The recent news regarding the group of teenage boys who attempted suicide to “save the world” really affected me badly. I vowed to myself that I’d do everything in my power, to save the my generation and the generations to come. I am so determined to win the youth for God.

And I intend to achieve that through my music. I want to impact, change and transform lives. The lives of the generations to come.

Anyway, I’m getting kinda sick of blogging now that there’s Twitter. It’s fast, efficient and convenient. Got something to say? Tweet it.

I don’t have to waste time turning on the laptop, log on, and access the internet and sit in front of the laptop typing out chunks and chunks of words. I can do it on-the-go!

The only thing that’s imperfect about it, is the limited amount of words you can use. But well, beats wasting electricity! So yes, way to go Twitter!

My eyes are closing, my body is resigning into slumber mode. So this is me going.

Much love, xoxo

“I love the Lord, for he heard my voice; he heard my cry for mercy. Because he turned his ear to me, I will call on him as long as I live.”

The squabbles

September 17, 2009

In case y’all  still don’t know, Sirbest Wong is now known as Nippleboy.

So anyway, the reason why he was named after nipples, is because…well…I’ve been targetting them.

Yes, I know I’m aggresive but all you scaredy cats out there need not worry because nipple pinching is also for THREE (maybe four) humans in this world.

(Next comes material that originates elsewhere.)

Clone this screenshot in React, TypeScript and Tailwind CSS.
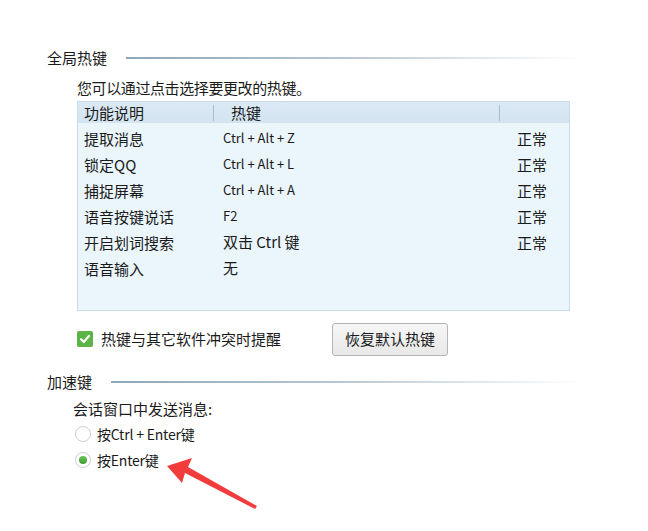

1. My brother (hohoho, lives with me *cadbury eyebrows*.)
2. Joey Tan (he got it bad, haha!)
3. Sirbest Wong (poor poor child)

The forth one is the poor lad who is gonna be marrying me in the future. That’s of course if he bullies me! It’s good self defence!

In a recent conversation…

Nippleboy: “Go beach eat what?”
Timo: “Cup noodles la!”
Nippleboy: “Serious ah?!”
Timo: “Think with your brain, not your nipples!”

HAHAHAHAHAHAHAHAHAHAHA

HAHA

 

“How great are his signs, how mighty his wonders! His kingdom is an eternal kingdom; his dominion endures from generation to generation.” Indeed Lord, you reign above all.